Умар ибн аль-Хаттаб точно так же воспринимал джизью, считая ее политическим налогом, а не жесткой статьей закона, и правом, а не обязанностью перед государством – в обмен на освобождение некоторых граждан от военной службы. Так, он согласился с христианами из племени Таглиб не называть собираемую с них подать джизьей на том основании, что они – арабы, с которых не должна взиматься джизья.

Предводители бану Таглиб пришли к Умару и сказали: «Мы арабы и не платим то, что платят неарабы, но бери с нас то, что вы берете одни с других, то, что называется закятом». Умар ответил: «Нет, это обязанность мусульман». Тогда они сказали: «Добавь к этому, сколько хочешь, но чтобы это не называлось джизьей». Он так и сделал. Они договорились, что те будут платить двойной закят (Аль-Байхаки).
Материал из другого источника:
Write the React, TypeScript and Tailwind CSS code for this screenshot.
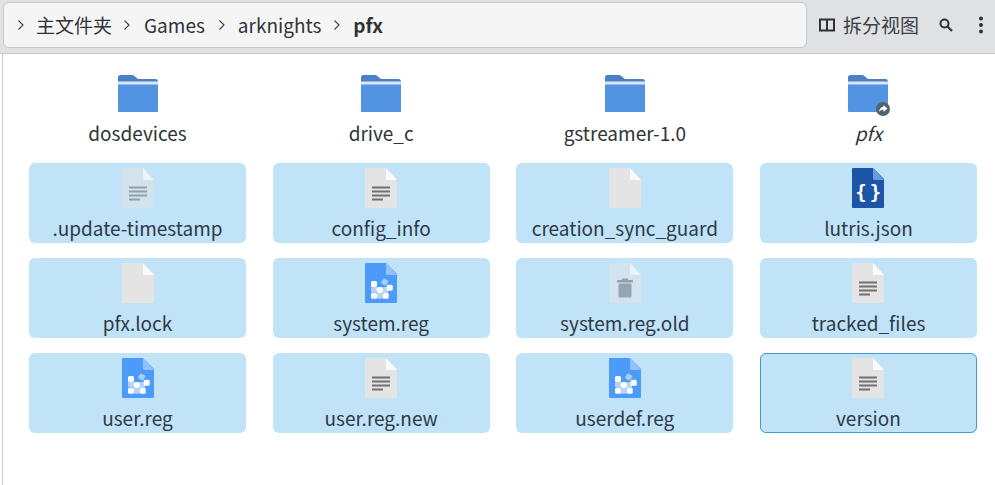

Сообщается, что другие арабские христианские племена – бану Танух и бану Бахра – последовали примеру бану Таглиб и предпочтить платить двойную сумму закята, налагаемого на мусульман, вместо джизьи.

Однако впоследствии на правовой анализ стала влиять имперская логика, зараженная вирусом дискриминации на почве вероисповедания. Люди Писания, жившие в исламских империях, постепенно лишались своих прав, в частности, в том, что касается вопросов религии (строительство церквей), политики (возможность занимать государственные должности), армии (приобретение оружия и лошадей), и социальных вопросах (ношение особой одежды). Мусульманские правители и ученые задним числом придумывали оправдания этим ограничениям, которые быстро интегрировались в исламское право.